It is 3 a.m., I cannot sleep and as I am scrolling down Facebook I just saw another “I hate being single post." Ugh. Let me break it down to you all real quick, I can only speak for myself, but being single is a good thing to me. I am a pro at it, I have done it for about 21 years now. Being single has so many negative connotations to it such as: life is lonely, you are not attractive or you are being punished. We have got to stop thinking this way, what if you are single because the person that you are meant to be with is not ready at the moment?
I will be honest, I am at a point in my life that I will not date someone that I do not see a future with. I am a girl who loves people so passionately that sometimes I forget that I deserve to be loved too, even by myself. I finally have started to love myself genuinely, flaws and all. Getting into a relationship takes patience and understanding, both of which I have but as of right now, I have accepted the fact that being single is OK. Guess what? My relationship status will never define me. I am so focused on my goals and dreams, and I am super passionate about school and work and creating the best life I can for myself.
Honestly, I would be a lot to handle. My past is tragic, at times I feel broken and incomplete, and I am super hard on myself; so yes I fear that a man would decide that I am not worth his time and too much of a mess to love. Here’s the thing--I love me enough for myself and anyone else that ever could, so if someone should decide that I am too much of a mess or “too broken,” rest assure that someday someone will decide to clean up my mess and piece me back together.
The real deal is I am single because after such a long time in life I know my worth and I know what I deserve. I deserve more than an average guy who cares about cars, and materialistic things more than me. I deserve a man who knows my heart, intentions and flaws and loves me all the more because of it. I deserve more than the guys in my inbox who start conversations like “whatsup ma?" Hold on-- pause.
First things first I am not your “ma” “mami” or your “mamita” but one day when the time is right I will be called “Mom” by my children and they will not be from anyone who starts a conversation like that—sorry sir.
I truly feel that I currently would not be able to invest all of my time into someone else right now because I am busy living my life for me, and let us face it that is not fair to anyone. You do not need someone to make you feel whole, or loved, you can do that yourself. Seeing happy couples does not make me envious, in fact quite the opposite, it makes me wish that someday I too will be lucky to engage and experience true love. I know so many people who are serial daters, and while I am not judging it truly makes me wonder if they noticed that they have not taken time for themselves. I refuse to just date a guy, I want to share a love so deep that the ocean is jealous. I have to find a man who understands me more than I understand myself. I will not just settle down with someone who I feel is temporary in my life, time cannot be given back and life is too short to not do things intentionally. This is not to say that if a man shares an affection toward me I will not give it shot, I am all about taking chances and hoping for the best.

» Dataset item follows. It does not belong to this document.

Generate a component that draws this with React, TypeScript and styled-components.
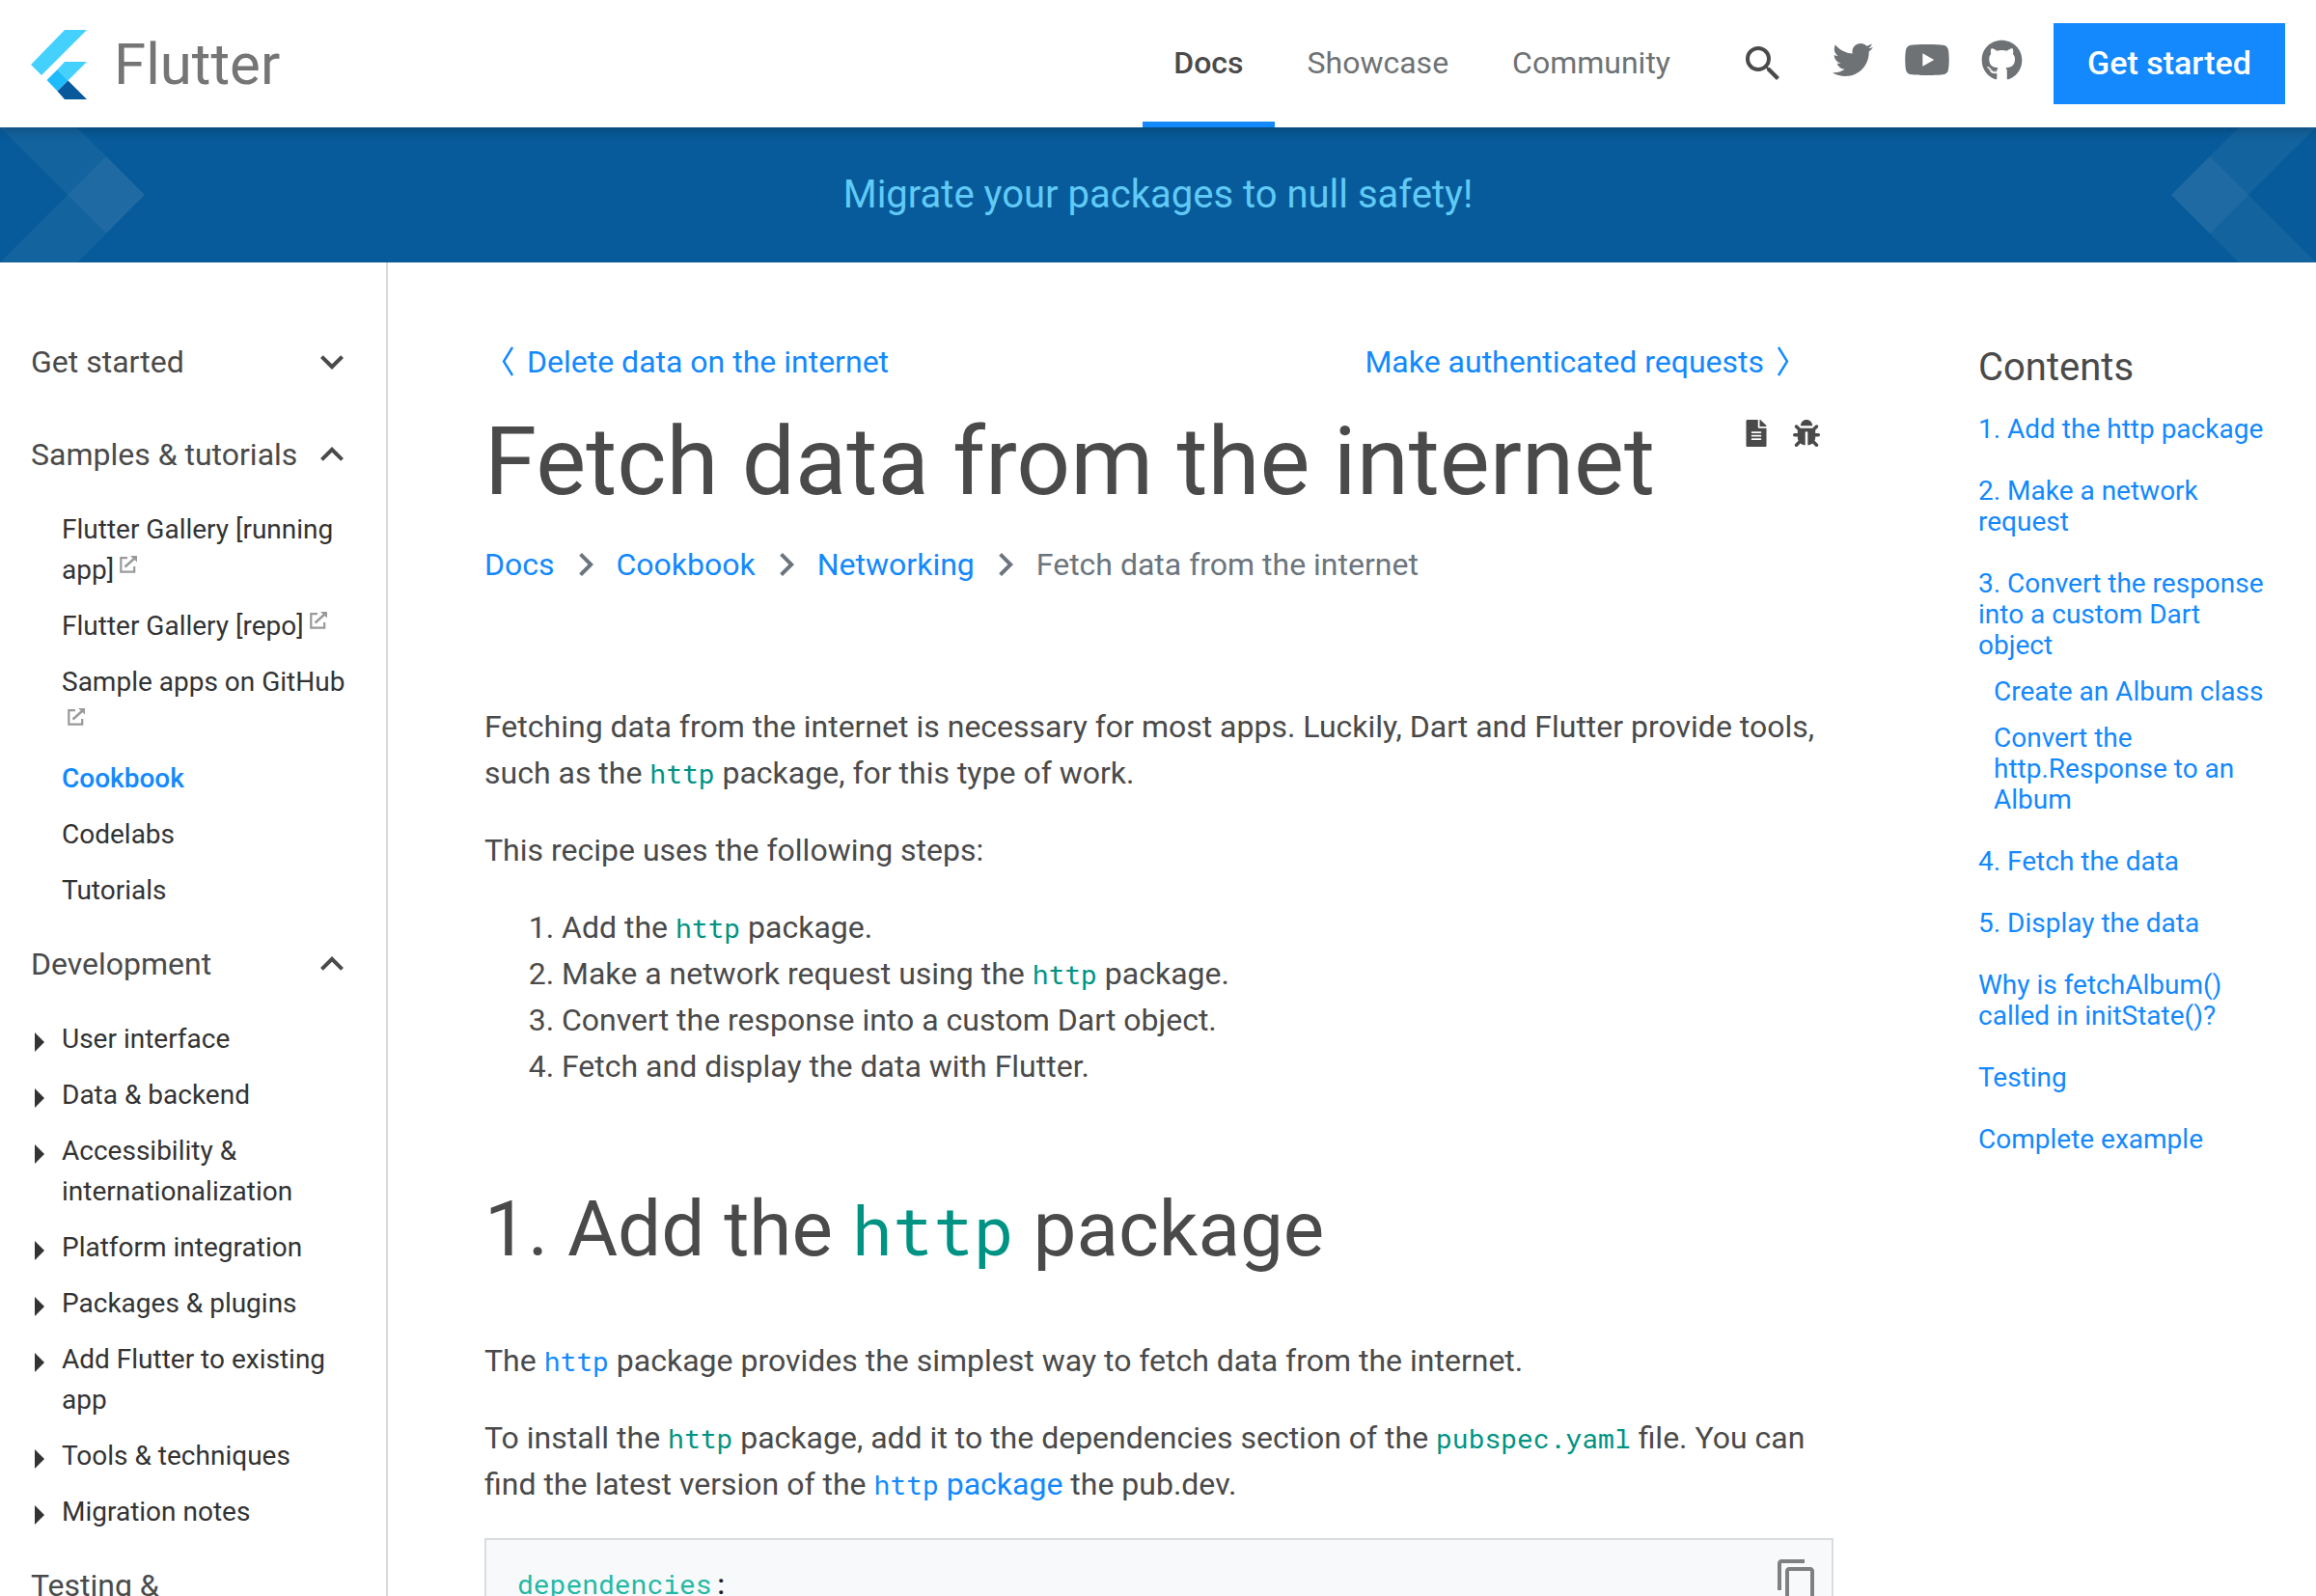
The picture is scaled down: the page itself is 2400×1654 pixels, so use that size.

This generation is full of many of my own peers getting married and having children currently, newsflash it was their time, it is not currently mine. All in due time more blessings will come. Do not look down at single people as if they are the ones missing out, being single is a positive time in life, (even if it lasts 21 years like me). If I cannot even be content with myself, I will never be content being someone else’s. Being single is not the end of the world, it is the beginning of a beautiful journey of self-love, respect, and realization. So, no I do not have a boyfriend and to be honest, I am happily single until the right moment and person comes along because I know that God has already created the person that I am meant to be with and yes, it is worth waiting for. Besides, being single my entire life gives me such great practice that when the time finally does come to be in a relationship, I will be extra ready.